De momento, el planeta Hemingway está a la espera de la aparición del relato como apéndice de la redición de El viejo y el mar que Sean prepara con la editorial Scribner, muy vinculada a la obra del autor de Adiós a las armas.
El propio nieto ha dicho a New Yorker que este era uno de los pocos textos de su abuelo que faltaban por publicar, pero ya se sabe que, en materia de sorpresas literarias, Papa siempre deja en nuestra senda excitantes migas de pan.
Hace tres años fue descubierto en Cayo Hueso, dentro de una vieja caja de municiones, un cuaderno de 1909 que contenía, en 14 cuartillas, el primer relato del niño Ernest, quien contaba, al escribirlo, con solo una década. «Pensé que se trataba de algo increíble: una composición sin precedentes. Es la primera vez que vemos a Hemingway escribir una narrativa continua e imaginativa», dijo entonces a The New York Times la reconocida estudiosa de Hemingway Sandra Spanier, quien junto a su colega Brewster Chamberlin halló ese tesoro así, como quienes pescan en golfo revuelto.

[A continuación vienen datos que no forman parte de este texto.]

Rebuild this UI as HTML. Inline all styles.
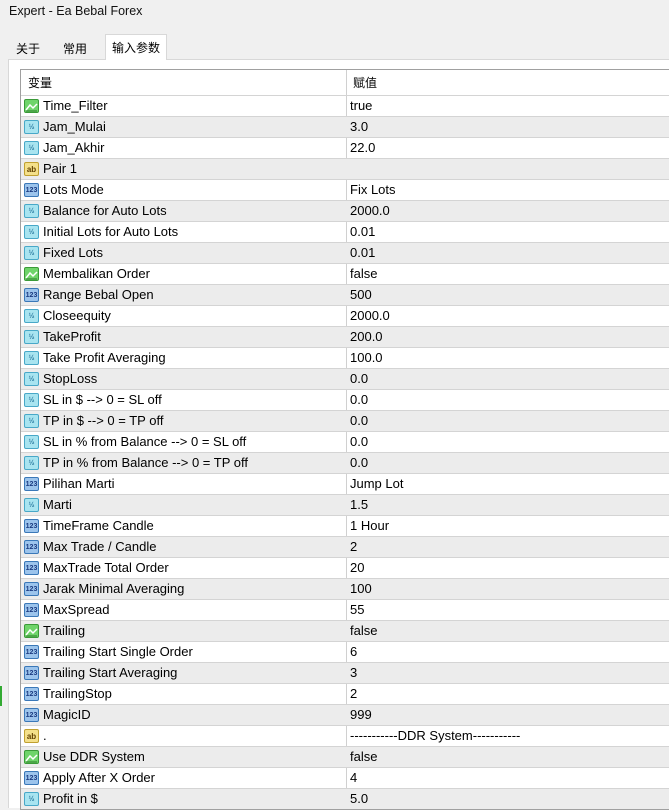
<!DOCTYPE html>
<html><head><meta charset="utf-8"><style>
*{margin:0;padding:0;box-sizing:border-box}
body{width:669px;height:808px;overflow:hidden;background:#f0f0f0;font-family:"Liberation Sans","Noto Sans CJK SC",sans-serif;font-size:13px;color:#000;position:relative}
.title{position:absolute;left:9px;top:4px;font-size:12.5px;color:#111}
.tab{position:absolute;top:36px;height:23px;padding:4px 0 0 6px;font-family:"Noto Sans CJK SC",sans-serif;font-size:12px}
.panel{position:absolute;left:8px;top:59px;right:0;bottom:0;background:#fff;border-left:1px solid #d8d8d8;border-top:1px solid #d8d8d8}
.tbl{position:absolute;left:20px;top:69px;right:-2px;bottom:-2px;border:1px solid #a0a0a0;border-right:none;background:#fff}
.hdr{height:25px;position:relative;font-family:"Noto Sans CJK SC",sans-serif;font-size:12px}
.hdr span{position:absolute;top:4px}
.row{height:21px;position:relative;border-top:1px solid #d4d4d4;white-space:nowrap}
.row:nth-child(2n){background:#ececec}
.row .n{position:absolute;left:22px;top:2px}
.row .v{position:absolute;left:329px;top:2px}
.col{position:absolute;left:325px;top:0;bottom:0;border-left:1px solid #d0d0d0}
.ic{position:absolute;left:3px;top:3px;width:15px;height:14px;border-radius:2px;font-size:7px;font-weight:bold;text-align:center;line-height:13px}
.b{background:#6fd46a;border:1px solid #3a9a38}
.d{background:#a8e4f0;border:1px solid #48a8c8;color:#2a7aa0}
.s{background:#f4e08a;border:1px solid #c0a030;color:#604000;font-size:8px}
.i{background:#9cc4ec;border:1px solid #3a78b8;color:#1a3a80}
</style></head><body>
<div class="title">Expert - Ea Bebal Forex</div>
<div class="tab" style="left:10px">关于</div>
<div class="tab" style="left:57px">常用</div>
<div class="tab" style="left:105px;top:34px;height:26px;width:62px;background:#fff;border:1px solid #d8d8d8;border-bottom:none;z-index:2">输入参数</div>
<div class="panel"></div>
<div class="tbl">
<div class="col"></div>
<div class="hdr"><span style="left:7px">变量</span><span style="left:332px">赋值</span></div>
<div id="rows"></div>
</div>
<div style="position:absolute;left:0;top:686px;width:2px;height:20px;background:#3a3"></div>
<script>
var r=[["b","Time_Filter","true"],["d","Jam_Mulai","3.0"],["d","Jam_Akhir","22.0"],["s","Pair 1",""],["i","Lots Mode","Fix Lots"],["d","Balance for Auto Lots","2000.0"],["d","Initial Lots for Auto Lots","0.01"],["d","Fixed Lots","0.01"],["b","Membalikan Order","false"],["i","Range Bebal Open","500"],["d","Closeequity","2000.0"],["d","TakeProfit","200.0"],["d","Take Profit Averaging","100.0"],["d","StopLoss","0.0"],["d","SL in $ --> 0 = SL off","0.0"],["d","TP in $ --> 0 = TP off","0.0"],["d","SL in % from Balance --> 0 = SL off","0.0"],["d","TP in % from Balance --> 0 = TP off","0.0"],["i","Pilihan Marti","Jump Lot"],["d","Marti","1.5"],["i","TimeFrame Candle","1 Hour"],["i","Max Trade / Candle","2"],["i","MaxTrade Total Order","20"],["i","Jarak Minimal Averaging","100"],["i","MaxSpread","55"],["b","Trailing","false"],["i","Trailing Start Single Order","6"],["i","Trailing Start Averaging","3"],["i","TrailingStop","2"],["i","MagicID","999"],["s",".","-----------DDR System-----------"],["b","Use DDR System","false"],["i","Apply After X Order","4"],["d","Profit in $","5.0"]];
var lab={b:"<svg width='13' height='12'><path d='M1 10 L5 5 L8 8 L12 4' stroke='#fff' stroke-width='1.5' fill='none'/><path d='M1 11H12' stroke='#2a7a28'/></svg>",d:"½",s:"ab",i:"123"};
var h="";r.forEach(function(x){h+="<div class='row'><div class='ic "+x[0]+"'>"+lab[x[0]]+"</div><span class='n'>"+x[1]+"</span><span class='v'>"+x[2]+"</span></div>"});
document.getElementById("rows").innerHTML=h;
</script>
</body></html>
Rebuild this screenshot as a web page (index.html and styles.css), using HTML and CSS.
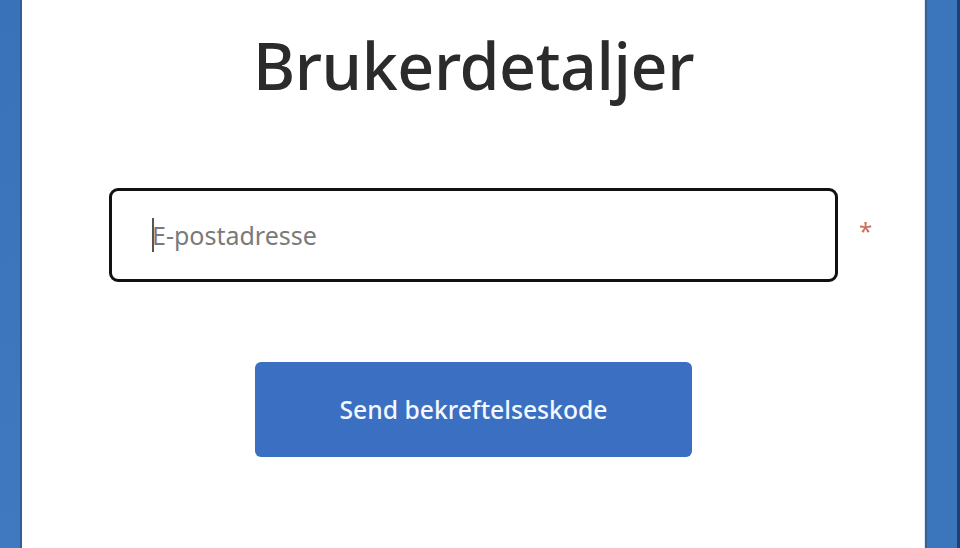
FILE: index.html
```html
<!DOCTYPE html>
<html lang="no">
<head>
<meta charset="utf-8">
<link rel="stylesheet" href="styles.css">
</head>
<body>
<div class="page">
  <div class="side side-left"></div>
  <main class="panel">
    <h1 class="title">Brukerdetaljer</h1>
    <div class="field-row">
      <div class="input"><span class="caret"></span><span class="placeholder">E-postadresse</span></div>
      <span class="req">*</span>
    </div>
    <button class="btn">Send bekreftelseskode</button>
  </main>
  <div class="side side-right"></div>
</div>
</body>
</html>
```
FILE: styles.css
```css
html, body { margin: 0; padding: 0; }
body { width: 960px; height: 548px; overflow: hidden; font-family: "Noto Sans", "Open Sans", sans-serif; }
.page { display: flex; height: 548px; }
.side { background: #3b74bb; }
.side-left { width: 20px; border-right: 2px solid #2d5f9e; background: linear-gradient(160deg, #3a72b9 0%, #3c75bc 40%, #4079bf 100%); }
.side-right { width: 30px; border-left: 2px solid #3c5f8e; border-right: 3px solid #1f3f74; box-shadow: -1px 0 0 #d8ecf8; background: #3b76bd; }
.panel { flex: 1; background: #fff; display: flex; flex-direction: column; align-items: center; }
.title { margin: 20px 0 0; font-size: 64.5px; font-weight: 500; color: #2b2b2b; line-height: 90px; letter-spacing: -0.4px; }
.field-row { margin-top: 78px; position: relative; }
.input { box-sizing: border-box; width: 729px; height: 94px; border: 3px solid #111; border-radius: 9px; display: flex; align-items: center; padding-left: 40px; }
.caret { width: 2px; height: 34px; background: #555; margin-right: -2px; }
.placeholder { font-size: 25px; color: #7a7a7a; }
.req { position: absolute; left: 750px; top: 26px; color: #c9705c; font-size: 24px; }
.btn { margin-top: 80px; width: 437px; height: 95px; border: none; border-radius: 6px; background: #3a6fc2; color: #f4f8ff; font-family: "Noto Sans", "Open Sans", sans-serif; font-size: 24.7px; font-weight: 500; padding: 0; }
```
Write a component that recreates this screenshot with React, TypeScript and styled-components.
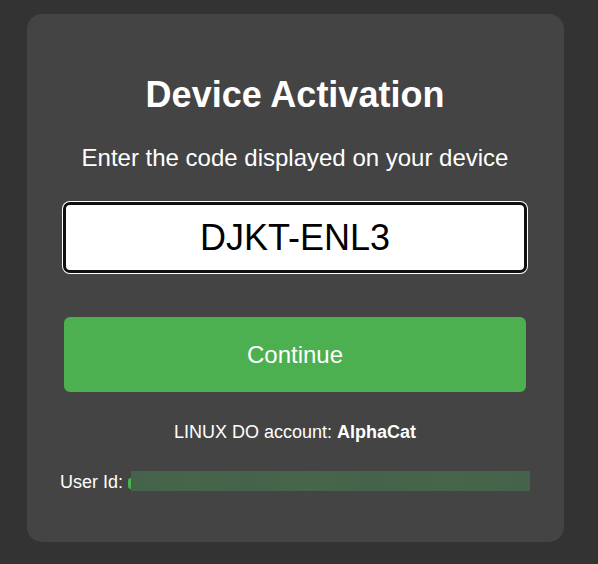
import React from "react";
import styled, { createGlobalStyle } from "styled-components";

const Global = createGlobalStyle`
  html, body {
    margin: 0;
    padding: 0;
    background: #333333;
  }
  body {
    font-family: "Liberation Sans", Arial, sans-serif;
  }
  * { box-sizing: border-box; }
`;

const Page = styled.div`
  min-height: 564px;
  display: flex;
  justify-content: center;
  align-items: flex-start;
  padding: 14px 34px 22px 27px;
`;

const Card = styled.div`
  width: 537px;
  height: 528px;
  background: #444444;
  border-radius: 15px;
  padding: 60px 38px 0 37px;
  display: flex;
  flex-direction: column;
  align-items: stretch;
  color: #ffffff;
`;

const Title = styled.h1`
  margin: 0;
  font-size: 36px;
  line-height: 42px;
  font-weight: 700;
  text-align: center;
`;

const Subtitle = styled.p`
  margin: 28px 0 0;
  font-size: 24px;
  line-height: 28px;
  text-align: center;
`;

const CodeInput = styled.input`
  margin-top: 31px;
  height: 69px;
  width: 100%;
  background: #ffffff;
  color: #000000;
  border: 2px solid #101010;
  border-radius: 6px;
  box-shadow: 0 0 0 1px #101010, 0 0 0 2px #ffffff;
  font-family: "Liberation Sans", Arial, sans-serif;
  font-size: 36px;
  text-align: center;
  outline: none;
  padding: 0;
`;

const ContinueButton = styled.button`
  margin-top: 45px;
  height: 75px;
  width: 100%;
  background: #4caf50;
  color: #ffffff;
  border: none;
  border-radius: 6px;
  font-family: "Liberation Sans", Arial, sans-serif;
  font-size: 24px;
  cursor: pointer;
`;

const Account = styled.p`
  margin: 29px 0 0;
  font-size: 18px;
  line-height: 22px;
  text-align: center;
  b { font-weight: 700; }
`;

const UserRow = styled.div`
  margin: 28px -4px 0 -4px;
  height: 21px;
  display: flex;
  align-items: center;
  font-size: 18px;
  line-height: 22px;
`;

const UserLabel = styled.span`
  margin-right: 5px;
`;

const Redacted = styled.span`
  display: flex;
  align-items: center;
  flex: 1;
  height: 20px;
  margin-top: -1px;
`;

const Dot = styled.span`
  width: 3px;
  height: 11px;
  margin-top: 4px;
  background: #4caf50;
  border-radius: 3px 0 0 3px;
`;

const Bar = styled.span`
  flex: 1;
  height: 20px;
  background: linear-gradient(
    90deg,
    #44634a 0%,
    #46654a 15%,
    #44634a 30%,
    #47664b 45%,
    #44634a 60%,
    #46654a 80%,
    #44634a 100%
  );
`;

export default function App() {
  return (
    <>
      <Global />
      <Page>
        <Card>
          <Title>Device Activation</Title>
          <Subtitle>Enter the code displayed on your device</Subtitle>
          <CodeInput value="DJKT-ENL3" readOnly />
          <ContinueButton>Continue</ContinueButton>
          <Account>
            LINUX DO account: <b>AlphaCat</b>
          </Account>
          <UserRow>
            <UserLabel>User Id:</UserLabel>
            <Redacted>
              <Dot />
              <Bar />
            </Redacted>
          </UserRow>
        </Card>
      </Page>
    </>
  );
}
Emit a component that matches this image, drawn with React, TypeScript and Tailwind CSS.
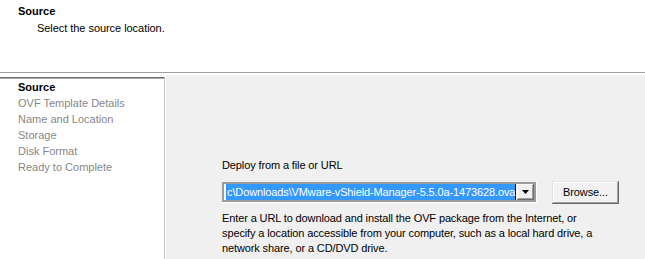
export default function App() {
  const steps = ["OVF Template Details", "Name and Location", "Storage", "Disk Format", "Ready to Complete"]

  return (
    <div className="w-[645px] h-[259px] overflow-hidden flex flex-col bg-white text-[11px] text-black font-['Liberation_Sans',Arial,sans-serif]">
      {/* Header */}
      <div className="h-[72px] shrink-0 pl-[18px] pt-[5px] leading-[13px]">
        <div className="font-bold">Source</div>
        <div className="pl-[19px] pt-[4px] tracking-[-0.05px]">Select the source location.</div>
      </div>
      <div className="h-px shrink-0 bg-[#a0a0a0]" />

      {/* Body */}
      <div className="flex-1 flex pt-[2px] min-h-0">
        {/* Steps */}
        <div className="w-[166px] shrink-0 pt-[2px] pr-px flex flex-col">
          <div className="flex-1 border-t border-r border-t-[#6e6e6e] border-r-[#c4c4c4] shadow-[inset_0_1px_#a8a8a8] pt-[1px] pl-[18px] leading-[16px]">
            <div className="font-bold">Source</div>
            {steps.map((s) => (
              <div key={s} className="text-[#878787]">
                {s}
              </div>
            ))}
          </div>
        </div>

        {/* Content */}
        <div className="flex-1 bg-[#f0f0f0] pl-[56px] pt-[82px] tracking-[-0.12px]">
          <div className="leading-[16px]">Deploy from a file or URL</div>
          <div className="flex items-center mt-[8px] gap-[15px]">
            <div className="w-[315px] h-[21px] border-r border-b border-white">
              <div className="h-[20px] flex border-2 border-[#9c9c9c] bg-white">
                <div className="flex-1 flex items-center pl-[2px] pr-px py-px">
                  <span className="whitespace-nowrap bg-[#3399ff] text-white leading-[16px] pl-px border-r border-black">
                    c\Downloads\VMware-vShield-Manager-5.5.0a-1473628.ova
                  </span>
                </div>
                <div className="w-[17px] shrink-0 bg-[#f0f0f0] flex items-center justify-center shadow-[inset_-1px_-1px_#696969,inset_1px_1px_#ffffff,inset_-2px_-2px_#a0a0a0]">
                  <svg width="7" height="4" viewBox="0 0 7 4">
                    <path d="M0 0h7L3.5 4z" fill="#000" />
                  </svg>
                </div>
              </div>
            </div>
            <button className="w-[67px] h-[23px] bg-[#f2f2f2] text-black leading-none shadow-[inset_-1px_-1px_#696969,inset_1px_1px_#e3e3e3,inset_-2px_-2px_#a0a0a0,inset_2px_2px_#ffffff]">
              Browse...
            </button>
          </div>
          <div className="mt-[7px] leading-[15px] whitespace-nowrap">
            Enter a URL to download and install the OVF package from the Internet, or
            <br />
            specify a location accessible from your computer, such as a local hard drive, a
            <br />
            network share, or a CD/DVD drive.
          </div>
        </div>
      </div>
    </div>
  )
}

Poco después, en 2018, fue publicado por primera vez su A room on the garden side —Una habitación del lado del jardín, en español— cuyo texto original estuvo durante décadas, virgen de imprenta, en la misma Biblioteca John F. Kennedy, como parte de un lote de novelas cortas que el propio Hemingway había enviado a su editor con la peculiar advertencia de que eran narraciones «aburridas» que pudieran publicarse «después de morir».
La historia, publicada en The Strand Magazine, presenta en París un escenario de soldados cansados de batallar en la Segunda Guerra Mundial, pero «esperanzados por el futuro».
Se supone que aquel futuro es también este tiempo en que siguen explotando, cual minas de paz, textos de Hemingway en nuestra trinchera literaria. En persona o en masa, cada «Búsqueda como la felicidad» no hace más que remitir al Dios de Bronce que no pudo matarse a sí mismo y aún nos cuenta, trago en mano, cierto pasaje habanero que ensartó para nosotros: «Era un viejo que pescaba solo en un bote en la corriente del golfo y hacía ochenta y cuatro días que no cogía un pez…».